What Is Break-Even Point?
The break-even point is the number of units you must sell to cover all your business costs—both fixed and variable. At this point, your total revenue equals your total costs, meaning you're not making a profit but you're also not losing money.
Understanding your break-even point helps you:
- Set realistic sales targets
- Price products appropriately
- Evaluate business viability
- Make informed decisions about costs and investments
- Plan for profitability
How to Use This Calculator
- Enter Fixed Costs: Total costs that don't change with production volume (rent, salaries, insurance, software subscriptions)
- Enter Variable Cost Per Unit: Costs that change with each unit produced (raw materials, direct labor, packaging, shipping)

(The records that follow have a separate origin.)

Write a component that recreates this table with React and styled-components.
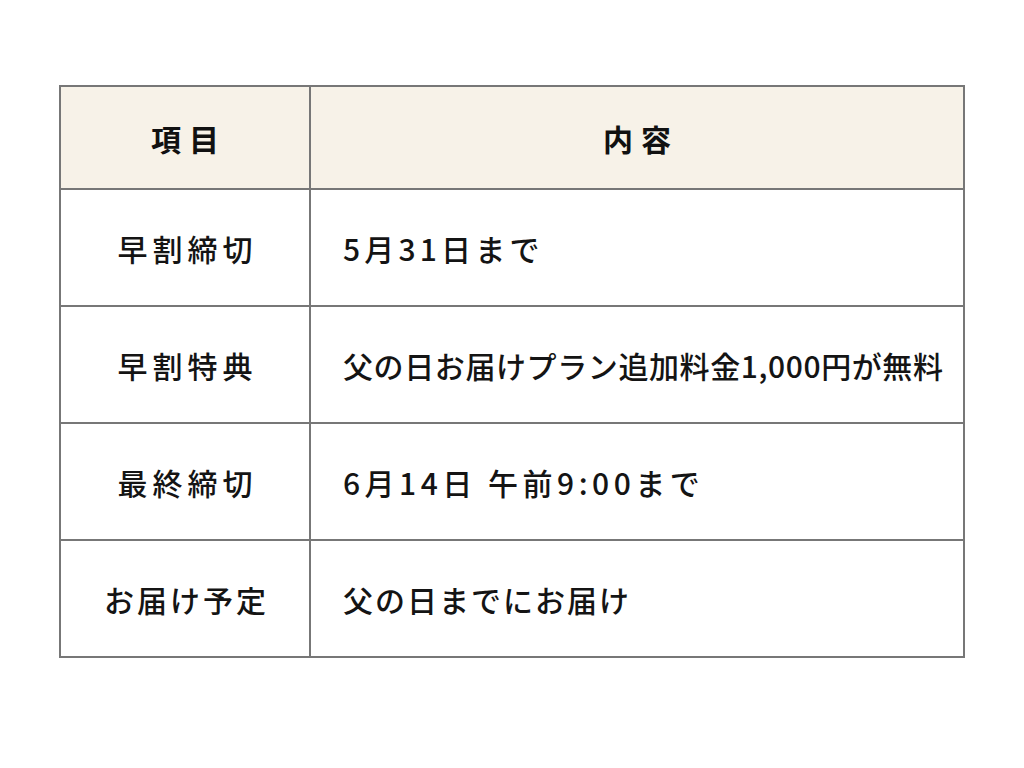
import React from "react";
import styled, { createGlobalStyle } from "styled-components";

const Global = createGlobalStyle`
  html, body { margin: 0; padding: 0; background: #ffffff; }
  body { font-family: "Noto Sans CJK JP", "Noto Sans", sans-serif; color: #1a1a1a; }
`;

const Page = styled.div`
  width: 1024px;
  height: 768px;
  padding: 85px 0 0 59px;
  box-sizing: border-box;
`;

const Table = styled.table`
  width: 906px;
  border-collapse: collapse;
  border: 2px solid #777;
  table-layout: fixed;
`;

const HeadCell = styled.th`
  height: 101px;
  background: #f7f2e8;
  border: 2px solid #777;
  font-size: 30px;
  font-weight: 700;
  letter-spacing: 8px;
  text-align: center;
  color: #111;
  padding: 0 0 0 8px;
  width: ${(p) => p.$w || "auto"};
`;

const Cell = styled.td`
  height: 115px;
  border: 2px solid #777;
  font-size: 30px;
  font-weight: 500;
  letter-spacing: ${(p) => p.$ls || "0px"};
  color: #141414;
  padding: 0 0 0 ${(p) => (p.$center ? p.$ls || "0px" : "32px")};
  text-align: ${(p) => (p.$center ? "center" : "left")};
  white-space: nowrap;
`;

const rows = [
  ["早割締切", "5月31日まで", "4.2px", "5px"],
  ["早割特典", "父の日お届けプラン追加料金1,000円が無料", "0.6px", "5px"],
  ["最終締切", "6月14日 午前9:00まで", "4.5px", "5px"],
  ["お届け予定", "父の日までにお届け", "2px", "3px"],
];

export default function App() {
  return (
    <Page>
      <Global />
      <Table>
        <thead>
          <tr>
            <HeadCell $w="240px">項目</HeadCell>
            <HeadCell>内容</HeadCell>
          </tr>
        </thead>
        <tbody>
          {rows.map(([a, b, ls, ls1]) => (
            <tr key={a}>
              <Cell $center $ls={ls1}>{a}</Cell>
              <Cell $ls={ls}>{b}</Cell>
            </tr>
          ))}
        </tbody>
      </Table>
    </Page>
  );
}
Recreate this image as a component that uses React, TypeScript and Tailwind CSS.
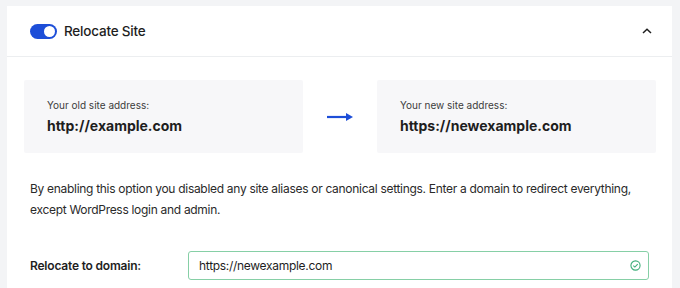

- Enter Selling Price Per Unit: The price you charge customers for each unit
- Click Calculate: See your break-even point in units and revenue
Example: A small bakery has monthly fixed costs of $10,000 (rent, utilities, salaries). Each cake costs $15 to make (ingredients, packaging) and sells for $40.
Break-Even Calculation: Contribution margin = $40 - $15 = $25 per cake. Break-even point = $10,000 ÷ $25 = 400 cakes.
Result: The bakery must sell 400 cakes per month to cover all costs.
Understanding the Results
Break-Even Units: The exact number of units you need to sell to cover costs. Selling more means profit; selling less means a loss.
Break-Even Revenue: The total sales revenue at break-even point (units × selling price).
Contribution Margin: The amount each unit contributes to covering fixed costs after variable costs are paid (selling price - variable cost).
Contribution Margin %: The percentage of each sale that contributes to fixed costs and profit.
Important Assumptions
- Fixed costs remain constant regardless of production volume
- Variable costs per unit stay the same at all production levels
- Selling price remains unchanged
- All units produced are sold
- Product mix stays constant if selling multiple products
This calculator provides estimates for planning purposes. Real-world business conditions may vary. Consult with an accountant or financial advisor for comprehensive business planning.
Frequently Asked Questions
What if my contribution margin is negative?
If your variable cost per unit exceeds your selling price, you have a negative contribution margin. This means you lose money on every sale. You must either increase your selling price or reduce variable costs—otherwise, the business model isn't viable.
How often should I calculate my break-even point?
Recalculate whenever there's a significant change in fixed costs, variable costs, or pricing. Many businesses review break-even analysis monthly or quarterly, and always before making major decisions like expanding operations or launching new products.
Can I use this for a service business?
Yes. For service businesses, "units" might represent billable hours, number of clients, or service packages. Fixed costs include office rent and salaries, while variable costs include materials or contractor fees per service delivered.
What's a good contribution margin percentage?
This varies by industry. Software companies often have 80%+ margins, while retail might be 20-50%, and food service 60-70%. Higher margins give you more cushion to cover fixed costs and generate profit, but what matters most is whether your margin allows you to cover fixed costs at realistic sales volumes.
Does break-even analysis work for multiple products?
This calculator is designed for a single product or weighted average. For multiple products, calculate a weighted average selling price and variable cost based on your expected sales mix, or calculate break-even for each product separately.
What happens after I reach break-even?
Every unit sold beyond break-even contributes the full contribution margin to profit. For example, if your contribution margin is $25 per unit and you sell 50 units beyond break-even, you generate $1,250 in profit.